How Seed Spike Works

Ryner explains how the simple “poke-and-place” mechanism lets farmers plant earlier with less power, improves emergence and spacing, and thrives in no-till and plasticulture conditions where traditional double-disk openers struggle. He shares why ReEnvision Ag is wedging into market gardens and commercial vegetables first—where labor is scarce and time savings are quantifiable—while building toward broader row-crop adoption.
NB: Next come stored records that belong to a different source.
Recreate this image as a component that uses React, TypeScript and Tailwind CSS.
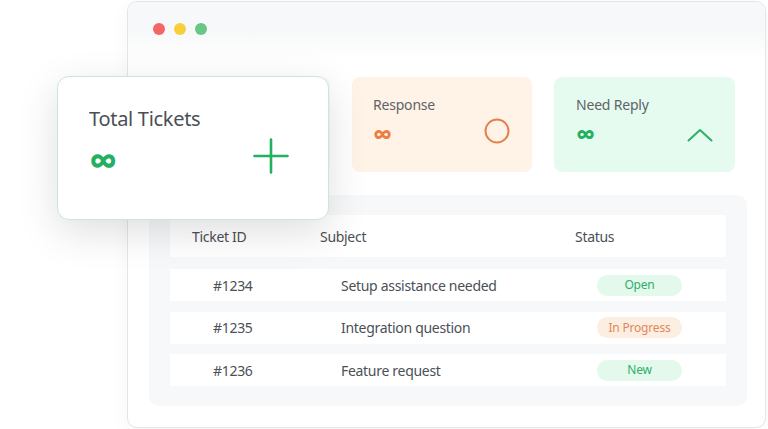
interface Ticket {
  id: string;
  subject: string;
  status: 'Open' | 'In Progress' | 'New';
}

const tickets: Ticket[] = [
  { id: '#1234', subject: 'Setup assistance needed', status: 'Open' },
  { id: '#1235', subject: 'Integration question', status: 'In Progress' },
  { id: '#1236', subject: 'Feature request', status: 'New' },
];

const pillStyles: Record<Ticket['status'], string> = {
  Open: 'bg-[#e3f9ec] text-[#2fae6a]',
  'In Progress': 'bg-[#fdeee2] text-[#e3875a]',
  New: 'bg-[#e3f9ec] text-[#2fae6a]',
};

export default function App() {
  return (
    <div
      className="relative w-[768px] h-[429px] bg-white overflow-hidden"
      style={{ fontFamily: '"Noto Sans", "Open Sans", sans-serif' }}
    >
      {/* browser window */}
      <div className="ml-[127px] mt-[1px] w-[639px] h-[427px] rounded-[10px] border border-[#e3e5e8] bg-white overflow-hidden shadow-[0_4px_20px_rgba(0,0,0,0.04)]">
        <div className="h-[58px] bg-gradient-to-b from-[#f7f8f9] via-[#f7f8f9] to-white flex items-start pt-[21px] pl-[25px] gap-[9px]">
          <span className="w-[12px] h-[12px] rounded-full bg-[#f56565]" />
          <span className="w-[12px] h-[12px] rounded-full bg-[#f6cf3a]" />
          <span className="w-[12px] h-[12px] rounded-full bg-[#68c785]" />
        </div>

        <div className="pl-[21px] pr-[19px] pt-[17px]">
          <div className="grid grid-cols-[181px_180px_181px] gap-[22px]">
            <div className="h-[95px] rounded-lg bg-[#f5f7f8]" />

            <div className="h-[95px] rounded-lg bg-[#fff2e7] pl-[21px] pr-[23px] pt-[18px]">
              <p className="text-[14px] leading-[20px] tracking-[-0.2px] text-[#5f6368]">Response</p>
              <div className="flex items-center justify-between mt-[2px]">
                <span className="text-[27px] font-bold text-[#ee7d43] leading-[34px]">∞</span>
                <svg width="26" height="26" viewBox="0 0 26 26" className="-mt-[7px] -mr-[1px]">
                  <circle cx="13" cy="13" r="11.5" fill="none" stroke="#e5804c" strokeWidth="2" />
                </svg>
              </div>
            </div>

            <div className="h-[95px] rounded-lg bg-[#e5fbef] pl-[22px] pr-[22px] pt-[18px]">
              <p className="text-[14px] leading-[20px] tracking-[-0.2px] text-[#5f6368]">Need Reply</p>
              <div className="flex items-center justify-between mt-[2px]">
                <span className="text-[27px] font-bold text-[#22b061] leading-[34px]">∞</span>
                <svg width="26" height="14" viewBox="0 0 26 14" className="mt-[1px]">
                  <polyline
                    points="1.5,12.5 13,2 24.5,12.5"
                    fill="none"
                    stroke="#2fae6a"
                    strokeWidth="2"
                    strokeLinecap="round"
                    strokeLinejoin="round"
                  />
                </svg>
              </div>
            </div>
          </div>

          <div className="mt-[23px] w-[598px] h-[211px] rounded-[10px] bg-[#f6f8f9] px-[21px] pt-[20px]">
            <div className="h-[42px] bg-white grid grid-cols-[128px_255px_1fr] items-center pl-[22px] text-[14px] tracking-[-0.3px] text-[#4b5056]">
              <span>Ticket ID</span>
              <span>Subject</span>
              <span>Status</span>
            </div>

            <div className="mt-[12px] flex flex-col gap-[10.5px]">
              {tickets.map((t) => (
                <div
                  key={t.id}
                  className="h-[32px] bg-white grid grid-cols-[128px_256px_1fr] items-center pl-[43px] text-[14px] tracking-[-0.3px] text-[#4b5056]"
                >
                  <span>{t.id}</span>
                  <span>{t.subject}</span>
                  <span
                    className={`w-[85px] h-[21px] rounded-full flex items-center justify-center text-[12px] tracking-[-0.2px] ${pillStyles[t.status]}`}
                  >
                    {t.status}
                  </span>
                </div>
              ))}
            </div>
          </div>
        </div>
      </div>

      {/* floating summary card */}
      <div className="absolute left-[57px] top-[76px] w-[272px] h-[144px] rounded-xl bg-white border border-[#c9e9d2] shadow-[0_12px_40px_rgba(0,0,0,0.13)] pl-[31px] pr-[39px] pt-[28px]">
        <p className="text-[20px] leading-[28px] tracking-[-0.3px] text-[#4a4f55]">Total Tickets</p>
        <div className="flex items-center justify-between mt-[5px]">
          <span className="text-[40px] font-bold text-[#22b061] leading-[44px]">∞</span>
          <svg width="36" height="36" viewBox="0 0 36 36" className="-mt-[8px]">
            <path d="M18 1.5v33M1.5 18h33" fill="none" stroke="#22b061" strokeWidth="2.6" strokeLinecap="round" />
          </svg>
        </div>
      </div>
    </div>
  );
}
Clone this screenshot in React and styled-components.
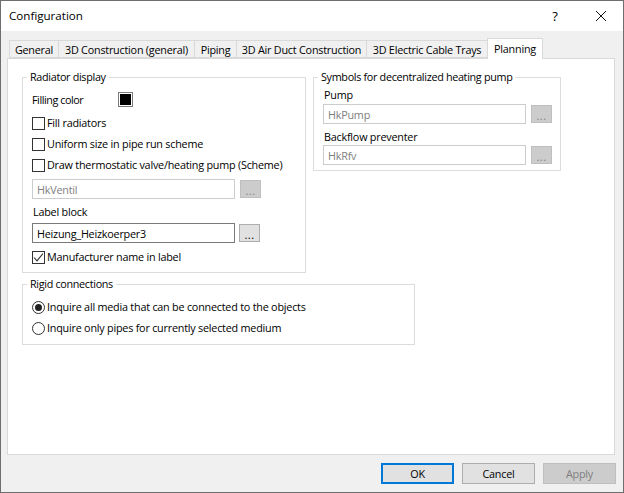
import React from "react";
import styled, { createGlobalStyle } from "styled-components";

const Global = createGlobalStyle`
  html, body { margin: 0; padding: 0; background: #f0f0f0; }
  * { box-sizing: border-box; }
`;

const Win = styled.div`
  width: 624px; height: 493px; background: #f0f0f0; border: 1px solid #6e6e6e;
  display: flex; flex-direction: column; overflow: hidden;
  font-family: "Open Sans", "Noto Sans", sans-serif; font-size: 10.8px; letter-spacing: -0.22px; color: #000;
`;
const TitleBar = styled.div`
  height: 30px; background: #fff; display: flex; align-items: center; padding: 0 0 1px 8px; flex: none;
`;
const Title = styled.div` flex: 1; font-size: 11.6px; letter-spacing: 0; `;
const Help = styled.div` width: 16px; margin-right: 32px; text-align: center; font-size: 13px; `;
const CloseBtn = styled.div` width: 12px; height: 12px; margin-right: 16px; display: flex; `;

const TabStrip = styled.div`
  height: 27px; padding-left: 8px; display: flex; align-items: flex-end; flex: none; position: relative; z-index: 1;
`;
const Tab = styled.div`
  width: ${p => p.$w}px; height: ${p => p.$active ? 21 : 18}px; flex: none;
  margin-bottom: ${p => p.$active ? -1 : 0}px;
  background: ${p => p.$active ? "#fff" : "#f0f0f0"};
  border: 1px solid #d9d9d9; border-bottom: ${p => p.$active ? "none" : "1px solid #d9d9d9"};
  border-right-width: ${p => p.$active ? 1 : 0}px;
  display: flex; justify-content: center; align-items: ${p => p.$active ? "flex-start" : "center"};
  padding-top: ${p => p.$active ? 2 : 0}px; white-space: nowrap;
`;
const Panel = styled.div`
  width: 608px; height: 397px; margin-left: 6px; background: #fff; border: 1px solid #d9d9d9;
  padding: 11px 0 0 14px; display: flex; flex-direction: column; flex: none;
`;
const TopRow = styled.div` display: flex; gap: 7px; align-items: flex-start; `;
const Group = styled.fieldset`
  margin: ${p => p.$top || 0}px 0 0 0; padding: 0 0 0 ${p => p.$pad}px; border: 1px solid #dcdcdc; min-width: 0; flex: none;
  width: ${p => p.$w}px; height: ${p => p.$h}px; display: flex; flex-direction: column; align-items: flex-start;
`;
const Legend = styled.legend`
  margin-left: -5px; padding: 0 3px; line-height: 14px; height: 14px; white-space: nowrap; letter-spacing: -0.32px;
`;
const Row = styled.div`
  display: flex; align-items: center; height: ${p => p.$h || 13}px; margin-top: ${p => p.$top || 0}px; flex: none; white-space: nowrap;
`;
const FieldLabel = styled.span` width: 86px; letter-spacing: -0.45px; `;
const OptionText = styled.span` margin-top: -2px; `;
const Caption = styled.div`
  height: 14px; line-height: 14px; margin-top: ${p => p.$top || 0}px; margin-left: 1px; flex: none; white-space: nowrap;
`;
const Swatch = styled.div`
  width: 15px; height: 15px; background: #000; border: 1px solid #7a7a7a; box-shadow: inset 0 0 0 1px #fff;
`;
const Box = styled.div`
  width: 13px; height: 13px; border: 1px solid #333; background: #fff; margin-right: 2px; flex: none; display: flex;
`;
const Radio = styled.div`
  width: 13px; height: 13px; border: 1px solid #333; border-radius: 50%; background: #fff; margin-right: 2px; flex: none;
  display: flex; align-items: center; justify-content: center;
`;
const Dot = styled.div` width: 7px; height: 7px; border-radius: 50%; background: #222; `;
const Input = styled.div`
  width: ${p => p.$w || 203}px; height: 20px; border: 1px solid ${p => p.$disabled ? "#cccccc" : "#7a7a7a"};
  background: #fff; color: ${p => p.$disabled ? "#808080" : "#000"}; padding-left: 4px; display: flex; align-items: center; flex: none;
`;
const Dots = styled.div`
  width: 21px; height: 18px; flex: none; margin-left: ${p => p.$gap}px;
  background: ${p => p.$disabled ? "#cccccc" : "#e1e1e1"}; border: 1px solid ${p => p.$disabled ? "#bfbfbf" : "#adadad"};
  color: ${p => p.$disabled ? "#838383" : "#000"}; display: flex; justify-content: center; align-items: center; padding-top: 3px; font-size: 11px;
  letter-spacing: 0.4px;
`;
const Footer = styled.div`
  display: flex; justify-content: flex-end; gap: 8px; padding: 8px 7px 0 0; flex: none;
`;
const Btn = styled.div`
  width: 73px; height: 21px; display: flex; align-items: center; justify-content: center;
  background: ${p => p.$disabled ? "#cccccc" : "#e1e1e1"};
  color: ${p => p.$disabled ? "#7f7f7f" : "#000"};
  border: ${p => p.$def ? "2px solid #0078d7" : `1px solid ${p.$disabled ? "#bfbfbf" : "#adadad"}`};
`;

const tabs = [
  ["General", 49], ["3D Construction (general)", 136], ["Piping", 42],
  ["3D Air Duct Construction", 130], ["3D Electric Cable Trays", 121],
];

const Check = ({ on, children, top }) => (
  <Row $top={top}>
    <Box>
      {on && (
        <svg width="11" height="11" viewBox="0 0 11 11">
          <path d="M1 5.5 L4 8.8 L10 1.5" fill="none" stroke="#333" strokeWidth="1.1" />
        </svg>
      )}
    </Box>
    <OptionText>{children}</OptionText>
  </Row>
);
const Opt = ({ on, children, top }) => (
  <Row $top={top}>
    <Radio>{on && <Dot />}</Radio>
    <OptionText>{children}</OptionText>
  </Row>
);

export default function App() {
  return (
    <Win>
      <Global />
      <TitleBar>
        <Title>Configuration</Title>
        <Help>?</Help>
        <CloseBtn>
          <svg width="12" height="12" viewBox="0 0 12 12">
            <path d="M1 1 L11 11 M11 1 L1 11" stroke="#111" strokeWidth="1" fill="none" />
          </svg>
        </CloseBtn>
      </TitleBar>
      <TabStrip>
        {tabs.map(([t, w]) => <Tab key={t} $w={w}>{t}</Tab>)}
        <Tab $active $w={56}>Planning</Tab>
      </TabStrip>
      <Panel>
        <TopRow>
          <Group $w={284} $h={203} $pad={9}>
            <Legend>Radiator display</Legend>
            <Row $h={15} $top={8}><FieldLabel>Filling color</FieldLabel><Swatch /></Row>
            <Check top={10}>Fill radiators</Check>
            <Check top={8}>Uniform size in pipe run scheme</Check>
            <Check top={8}>Draw thermostatic valve/heating pump (Scheme)</Check>
            <Row $h={20} $top={7}><Input $disabled>HkVentil</Input><Dots $disabled $gap={5}>...</Dots></Row>
            <Caption $top={6}>Label block</Caption>
            <Row $h={20} $top={4}><Input>Heizung_Heizkoerper3</Input><Dots $gap={4}>...</Dots></Row>
            <Check top={8} on>Manufacturer name in label</Check>
          </Group>
          <Group $w={248} $h={101} $pad={9}>
            <Legend>Symbols for decentralized heating pump</Legend>
            <Caption $top={4}>Pump</Caption>
            <Row $h={20} $top={2}><Input $disabled>HkPump</Input><Dots $disabled $gap={5}>...</Dots></Row>
            <Caption $top={6}>Backflow preventer</Caption>
            <Row $h={20} $top={1}><Input $disabled>HkRfv</Input><Dots $disabled $gap={5}>...</Dots></Row>
          </Group>
        </TopRow>
        <Group $w={393} $h={68} $top={4} $pad={9}>
          <Legend>Rigid connections</Legend>
          <Opt on top={10}>Inquire all media that can be connected to the objects</Opt>
          <Opt top={8}>Inquire only pipes for currently selected medium</Opt>
        </Group>
      </Panel>
      <Footer>
        <Btn $def>OK</Btn>
        <Btn>Cancel</Btn>
        <Btn $disabled>Apply</Btn>
      </Footer>
    </Win>
  );
}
ReEnvision Ag has first paying customers, defensible IP (an issued U.S. utility patent on the two-pin spike mechanism), third-party validation from an Iowa State study showing more even emergence, and is raising $1M to commercialize.

Jason Ryner and the ReEnvision Ag team
Jason Ryner and the ReEnvision Ag team

Ryner also paints a vision for precision ag: because Seed Spike geo-locates every seed, future AI tools can “know” cash crop positions, reduce compute for see-and-spray, cut herbicide and fertilizer use, and enable early robotic weeding—even pre-emergence. With dramatically lower horsepower needs, small electric robots or sub-100HP tractors can plant 12-row units without compacting soil, protecting Iowa’s most valuable resource: its topsoil.

Long-term, Ryner sees licensing or an OEM exit once product-market fit and sales are proven via paid trials, leases, and a dealer network. Want to see it in action or connect as an investor or grower? Visit reinvisionag.com and follow ReEnvision Ag on Facebook and YouTube.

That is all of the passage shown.